─── Raw data
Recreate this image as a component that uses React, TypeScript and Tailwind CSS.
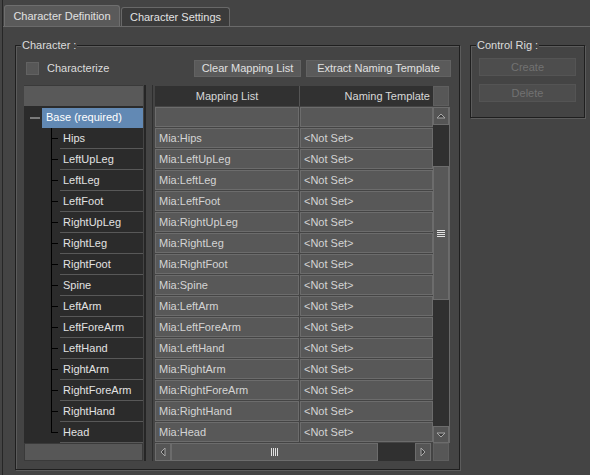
import React from "react";

const bones = [
  "Hips",
  "LeftUpLeg",
  "LeftLeg",
  "LeftFoot",
  "RightUpLeg",
  "RightLeg",
  "RightFoot",
  "Spine",
  "LeftArm",
  "LeftForeArm",
  "LeftHand",
  "RightArm",
  "RightForeArm",
  "RightHand",
  "Head",
];

function Arrow({ dir }: { dir: "up" | "down" | "left" | "right" }) {
  const pts = {
    up: "1,6 5,2 9,6",
    down: "1,2 5,6 9,2",
    left: "6,1 2,5 6,9",
    right: "2,1 6,5 2,9",
  }[dir];
  const vertical = dir === "up" || dir === "down";
  return (
    <svg width={vertical ? 10 : 8} height={vertical ? 8 : 10} viewBox={vertical ? "0 0 10 8" : "0 0 8 10"}>
      <polygon points={pts} fill="#3c3c3c" stroke="#a8a8a8" strokeWidth="1" />
    </svg>
  );
}

function Grip({ vertical }: { vertical?: boolean }) {
  return (
    <svg width={vertical ? 8 : 7} height={vertical ? 7 : 8}>
      {[0, 2, 4, 6].map((o) =>
        vertical ? (
          <rect key={o} x={0} y={o} width={8} height={1} fill="#e0e0e0" />
        ) : (
          <rect key={o} x={o} y={0} width={1} height={8} fill="#e0e0e0" />
        )
      )}
    </svg>
  );
}

function GroupBox({ label, className, children }: { label: string; className: string; children: React.ReactNode }) {
  return (
    <div className={`relative border border-[#1f1f1f] shadow-[inset_1px_1px_0_#5c5c5c,1px_1px_0_#5c5c5c] ${className}`}>
      <span className="absolute -top-[7px] left-[5px] bg-[#444] px-[1px] leading-[13px] text-[#dcdcdc]">{label}</span>
      {children}
    </div>
  );
}

export default function App() {
  return (
    <div className="w-[590px] h-[475px] overflow-hidden bg-[#444] font-['Liberation_Sans',Arial,sans-serif] text-[11px] text-[#d6d6d6]">
      <div className="ml-[2px] h-full border-l border-[#262626] flex flex-col">
        {/* Tabs */}
        <div className="h-[27px] flex items-end pl-[1px] border-b border-[#6a6a6a] shrink-0">
          <div className="w-[116px] h-[21px] bg-[#5a5a5a] border border-b-0 border-[#6e6e6e] rounded-t-[3px] flex items-center justify-center text-[#e2e2e2]">
            Character Definition
          </div>
          <div className="ml-[1px] w-[109px] h-[19px] bg-[#3b3b3b] border border-b-0 border-[#686868] rounded-t-[3px] flex items-center justify-center text-[#e2e2e2]">
            Character Settings
          </div>
        </div>

        <div className="flex items-start pt-[18px] pl-[12px]">
          {/* Character group */}
          <GroupBox label="Character :" className="w-[445px] h-[425px]">
            <div className="mt-[14px] h-[17px] flex items-center">
              <div className="ml-[10px] w-[13px] h-[13px] bg-[#575757] border border-[#626262]" />
              <span className="ml-[8px] text-[#dcdcdc]">Characterize</span>
              <div className="ml-auto w-[107px] h-[17px] bg-[#5a5a5a] border border-[#626262] flex items-center justify-center text-[#e0e0e0]">
                Clear Mapping List
              </div>
              <div className="ml-[5px] mr-[8px] w-[145px] h-[17px] bg-[#5a5a5a] border border-[#626262] flex items-center justify-center text-[#e0e0e0]">
                Extract Naming Template
              </div>
            </div>

            <div className="mt-[8px] ml-[8px] flex">
              {/* Tree */}
              <div className="w-[119px] flex flex-col bg-[#2b2b2b]">
                <div className="h-[22px] bg-[#595959] border-t border-[#3a3a3a] border-b border-b-[#2b2b2b]" />
                <div className="relative">
                  <div className="h-[21px] flex items-center">
                    <div className="w-[18px] flex justify-center">
                      <div className="ml-[4px] w-[10px] h-[2px] bg-[#7a7a7a]" />
                    </div>
                    <div className="flex-1 h-[20px] ml-[0px] bg-[#6289b4] flex items-center pl-[4px] text-white">
                      Base (required)
                    </div>
                  </div>
                  {bones.map((b, i) => (
                    <div key={b} className="h-[21px] flex">
                      <div className="w-[27px] relative">
                        <div
                          className={`absolute left-[27px] -translate-x-[0px] ${i === bones.length - 1 ? "h-[11px]" : "h-[21px]"} top-0 w-px bg-black`}
                          style={{ left: 27 }}
                        />
                        <div className="absolute top-[10px] left-[27px] w-[7px] h-px bg-black" />
                      </div>
                      <div className="ml-[9px] flex-1 border-b border-[#585858] flex items-center pl-[3px] text-[#e2e2e2]">
                        {b}
                      </div>
                    </div>
                  ))}
                </div>
                <div className="h-[18px] bg-[#575757] border border-[#3a3a3a]" />
              </div>

              {/* Splitter */}
              <div className="w-[9px] flex">
                <div className="ml-[1px] w-[2px] bg-[#262626]" />
              </div>

              {/* Table */}
              <div className="border-l border-[#2e2e2e] pl-[2px] flex flex-col">
                <div className="h-[22px] flex pt-[1px] pb-[1px]">
                  <div className="w-[144px] bg-[#313131] flex items-center justify-center text-[#d8d8d8]">Mapping List</div>
                  <div className="w-px bg-[#555]" />
                  <div className="w-[133px] bg-[#313131] flex items-center justify-end pr-[3px] text-[#d8d8d8]">
                    Naming Template
                  </div>
                  <div className="w-[16px] bg-[#575757] border border-[#5f5f5f]" />
                </div>
                <div className="flex border-r border-[#6a6a6a]">
                  <div className="w-[278px] flex flex-col">
                    {["", ...bones].map((b, i) => (
                      <div key={i} className="h-[21px] flex pb-px">
                        <div className="w-[144px] bg-[#585858] border border-[#6c6c6c] flex items-center pl-[3px] text-[#d4d4d4]">
                          {b ? `Mia:${b}` : ""}
                        </div>
                        <div className="w-px" />
                        <div className="w-[133px] bg-[#585858] border border-[#6c6c6c] flex items-center pl-[3px] text-[#d4d4d4]">
                          {b ? "<Not Set>" : ""}
                        </div>
                      </div>
                    ))}
                  </div>
                  <div className="w-[16px] flex flex-col">
                    <div className="h-[18px] bg-[#555] border border-[#6c6c6c] flex items-center justify-center">
                      <Arrow dir="up" />
                    </div>
                    <div className="h-[41px] bg-[#303030]" />
                    <div className="h-[134px] bg-[#585858] border border-[#6c6c6c] flex items-center justify-center">
                      <Grip vertical />
                    </div>
                    <div className="h-[126px] bg-[#303030]" />
                    <div className="h-[17px] bg-[#555] border border-[#6c6c6c] flex items-center justify-center">
                      <Arrow dir="down" />
                    </div>
                  </div>
                </div>
                <div className="h-[18px] flex">
                  <div className="w-[16px] bg-[#555] border border-[#6c6c6c] flex items-center justify-center">
                    <Arrow dir="left" />
                  </div>
                  <div className="w-[207px] bg-[#585858] border border-[#6c6c6c] flex items-center justify-center">
                    <Grip />
                  </div>
                  <div className="w-[37px] bg-[#303030]" />
                  <div className="w-[16px] bg-[#555] border border-[#6c6c6c] flex items-center justify-center">
                    <Arrow dir="right" />
                  </div>
                  <div className="w-[2px]" />
                  <div className="w-[16px] bg-[#575757] border border-[#5f5f5f]" />
                </div>
              </div>
            </div>
          </GroupBox>

          {/* Control Rig group */}
          <GroupBox label="Control Rig :" className="ml-[10px] w-[115px] h-[73px]">
            <div className="mt-[12px] ml-[8px] w-[97px] h-[18px] bg-[#4d4d4d] border border-[#545454] flex items-center justify-center text-[#727272]">
              Create
            </div>
            <div className="mt-[8px] ml-[8px] w-[97px] h-[18px] bg-[#4d4d4d] border border-[#545454] flex items-center justify-center text-[#727272]">
              Delete
            </div>
          </GroupBox>
        </div>
      </div>
    </div>
  );
}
──────
* _Exercise directions_:
Leave the pictures out and reproduce exactly the lines from the top of the listing above through the line with "import React from".

* _Answer for the task_:
Recreate this image as a component that uses React, TypeScript and Tailwind CSS.
import React from "react";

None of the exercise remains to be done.